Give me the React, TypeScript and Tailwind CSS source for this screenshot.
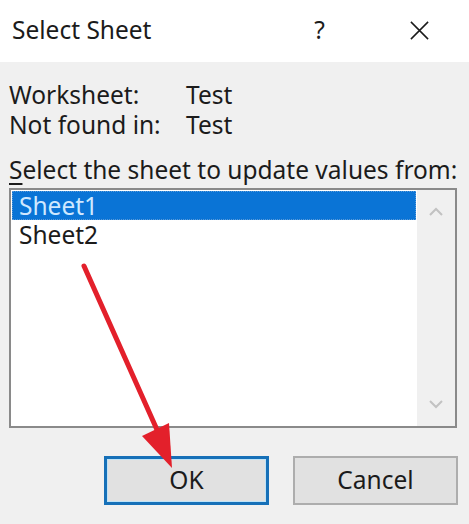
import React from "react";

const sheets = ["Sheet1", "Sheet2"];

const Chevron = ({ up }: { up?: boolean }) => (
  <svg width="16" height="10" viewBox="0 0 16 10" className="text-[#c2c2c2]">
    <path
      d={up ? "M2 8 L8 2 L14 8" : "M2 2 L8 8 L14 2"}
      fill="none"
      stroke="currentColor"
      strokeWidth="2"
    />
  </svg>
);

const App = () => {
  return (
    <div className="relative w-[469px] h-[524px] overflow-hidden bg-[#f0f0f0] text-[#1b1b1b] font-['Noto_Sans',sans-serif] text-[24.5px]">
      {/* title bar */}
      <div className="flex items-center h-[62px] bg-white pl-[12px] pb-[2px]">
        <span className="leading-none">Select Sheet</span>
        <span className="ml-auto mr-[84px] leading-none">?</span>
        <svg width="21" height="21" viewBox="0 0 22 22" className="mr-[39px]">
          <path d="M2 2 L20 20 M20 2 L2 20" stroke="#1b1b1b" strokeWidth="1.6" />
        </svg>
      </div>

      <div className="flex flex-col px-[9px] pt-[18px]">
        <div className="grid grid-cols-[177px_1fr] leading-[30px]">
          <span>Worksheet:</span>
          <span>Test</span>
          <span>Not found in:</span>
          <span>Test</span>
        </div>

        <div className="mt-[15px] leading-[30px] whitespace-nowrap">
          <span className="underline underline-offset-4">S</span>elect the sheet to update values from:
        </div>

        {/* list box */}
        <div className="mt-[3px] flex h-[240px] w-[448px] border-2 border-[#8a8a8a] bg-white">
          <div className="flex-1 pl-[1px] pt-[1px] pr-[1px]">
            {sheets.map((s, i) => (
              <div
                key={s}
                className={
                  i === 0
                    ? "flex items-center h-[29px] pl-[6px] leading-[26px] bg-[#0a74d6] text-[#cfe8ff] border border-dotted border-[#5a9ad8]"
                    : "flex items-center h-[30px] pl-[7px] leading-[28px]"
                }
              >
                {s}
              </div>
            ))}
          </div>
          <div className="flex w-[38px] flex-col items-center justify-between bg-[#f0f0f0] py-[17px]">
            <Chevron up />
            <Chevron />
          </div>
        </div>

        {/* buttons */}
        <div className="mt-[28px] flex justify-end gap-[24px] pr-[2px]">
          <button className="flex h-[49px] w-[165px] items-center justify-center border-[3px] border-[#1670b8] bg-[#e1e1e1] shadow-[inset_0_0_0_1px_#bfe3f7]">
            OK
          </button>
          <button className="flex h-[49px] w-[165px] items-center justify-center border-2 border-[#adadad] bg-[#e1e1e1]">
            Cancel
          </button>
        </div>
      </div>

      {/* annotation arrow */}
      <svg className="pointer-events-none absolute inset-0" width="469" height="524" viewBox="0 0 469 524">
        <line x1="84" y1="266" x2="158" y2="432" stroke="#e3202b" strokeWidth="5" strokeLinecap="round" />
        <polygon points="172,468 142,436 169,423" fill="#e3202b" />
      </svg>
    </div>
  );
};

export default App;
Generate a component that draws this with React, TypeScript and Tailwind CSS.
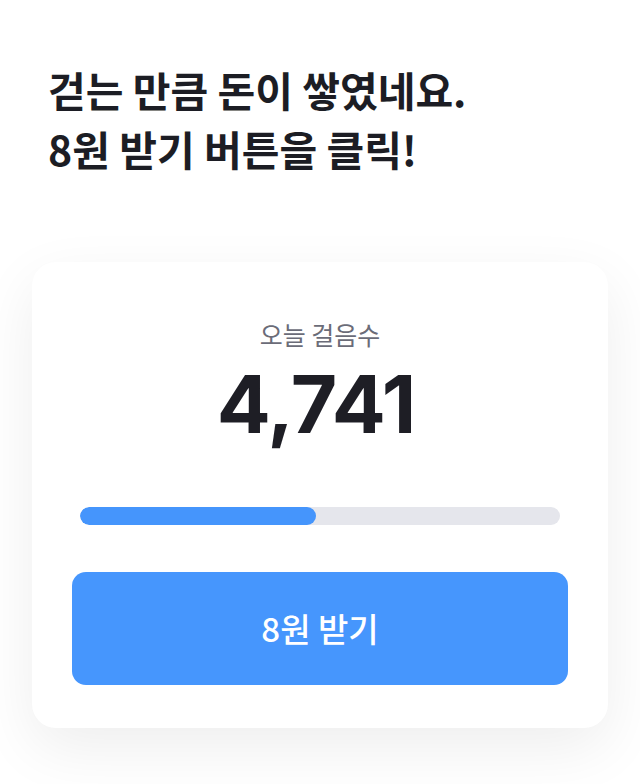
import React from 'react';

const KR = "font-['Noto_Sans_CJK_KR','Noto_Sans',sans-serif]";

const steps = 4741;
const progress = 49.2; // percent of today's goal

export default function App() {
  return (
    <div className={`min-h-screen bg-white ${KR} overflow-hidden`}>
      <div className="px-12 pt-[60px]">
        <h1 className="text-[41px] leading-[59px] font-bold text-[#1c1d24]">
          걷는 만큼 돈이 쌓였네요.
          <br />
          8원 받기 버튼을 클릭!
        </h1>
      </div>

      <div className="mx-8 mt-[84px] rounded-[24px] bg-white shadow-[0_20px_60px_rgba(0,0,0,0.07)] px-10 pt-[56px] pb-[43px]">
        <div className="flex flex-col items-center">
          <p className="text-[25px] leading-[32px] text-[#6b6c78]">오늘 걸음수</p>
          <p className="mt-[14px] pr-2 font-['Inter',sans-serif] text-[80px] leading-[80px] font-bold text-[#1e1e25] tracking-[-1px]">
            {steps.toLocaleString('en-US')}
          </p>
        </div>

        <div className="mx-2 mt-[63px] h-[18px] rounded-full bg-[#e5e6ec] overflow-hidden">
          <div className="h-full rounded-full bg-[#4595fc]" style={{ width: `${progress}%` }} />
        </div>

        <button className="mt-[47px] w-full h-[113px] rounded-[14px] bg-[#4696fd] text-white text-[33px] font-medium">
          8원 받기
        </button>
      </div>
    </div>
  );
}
:::
Task instructions
Gather from the records above every line containing the string "TypeScript".

Solution for this exercise
Give me the React, TypeScript and Tailwind CSS source for this screenshot.
Generate a component that draws this with React, TypeScript and Tailwind CSS.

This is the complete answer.